The expectation is that regardless of current locale / codepage, I should get UTF-8 strings when using ENV on Windows. Here is a simple reproduction of the failure on 2.3.0:

C:\Users\Administrator> $env:unicode = 'taskᚠᛇᚻ'
C:\Users\Administrator> dir Env:\unicode

Name                           Value
----                           -----
unicode                        taskᚠᛇᚻ


C:\Users\Administrator> ruby --version
ruby 2.3.0p0 (2015-12-25 revision 53290) [x64-mingw32]
C:\Users\Administrator> chcp
Active code page: 437

C:\Users\Administrator> irb
irb(main):001:0> RUBY_VERSION
=> "2.3.0"
irb(main):002:0> Encoding.default_internal
=> nil
irb(main):003:0> Encoding.default_external
=> #<Encoding:IBM437>
irb(main):004:0> str = ENV['unicode']
=> "task???"
irb(main):005:0> str.encoding
=> #<Encoding:IBM437>

Again, when I access ENV on Windows, I should receive a UTF-8 string with the correct data, not a IBM437 string.

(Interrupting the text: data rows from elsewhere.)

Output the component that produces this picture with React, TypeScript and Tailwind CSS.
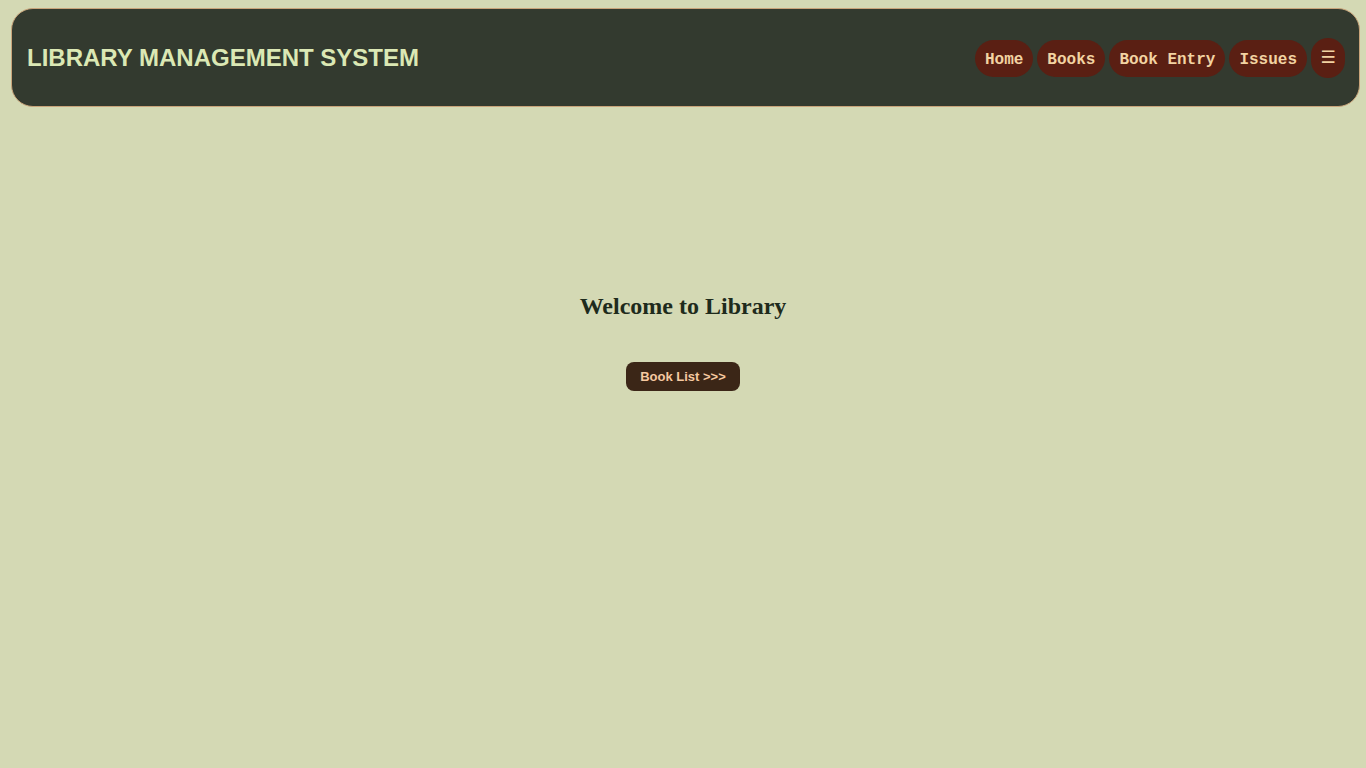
import React from "react";

export default function App() {
  const links = ["Home", "Books", "Book Entry", "Issues"];
  return (
    <div className="min-h-[768px] w-full bg-[#d4d9b4] pt-[8px]">
      <header className="ml-[11px] mr-[6px] h-[99px] rounded-[22px] border border-[#c9a47a] bg-[#333a2f] flex items-center justify-between pl-[15px] pr-[14px]">
        <h1 className="text-[24px] font-bold text-[#dbe8b4] font-['Liberation_Sans',Arial,sans-serif]">
          LIBRARY MANAGEMENT SYSTEM
        </h1>
        <nav className="flex items-center gap-[4px]">
          {links.map((l) => (
            <a
              key={l}
              className="mt-[2px] h-[37px] px-[10px] pt-[2px] rounded-full bg-[#5a1f13] text-[#f2d3a2] text-[16px] font-bold flex items-center font-['Liberation_Mono','Courier_New',monospace]"
            >
              {l}
            </a>
          ))}
          <button className="h-[40px] w-[34px] rounded-full bg-[#5a1f13] text-[#f2d3a2] text-[17px] font-bold flex items-center justify-center font-['DejaVu_Sans',sans-serif]">
            ☰
          </button>
        </nav>
      </header>
      <main className="flex flex-col items-center pt-[185px]">
        <h2 className="text-[24px] font-bold text-[#1e2b1c] leading-[28px] font-['Liberation_Serif','Times_New_Roman',serif]">
          Welcome to Library
        </h2>
        <button className="mt-[42px] h-[29px] px-[14px] rounded-[8px] bg-[#3b2617] text-[#f6c9a0] text-[13px] font-bold font-['Liberation_Sans',Arial,sans-serif]">
          Book List &gt;&gt;&gt;
        </button>
      </main>
    </div>
  );
}
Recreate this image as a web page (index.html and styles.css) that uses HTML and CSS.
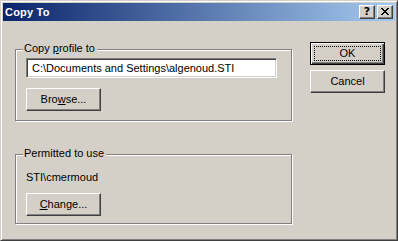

The expected string in this case is:

irb(main):036:0> str2 = "task\u16A0\u16C7\u16BB"
=> "task\u16A0\u16C7\u16BB"
irb(main):037:0> str2.encoding
=> #<Encoding:UTF-8>

Note that some browsers, like Chrome on OSX, may fail to render the Rune characters correctly, but if you copy into a proper editor or use another browser you should see the characters fine.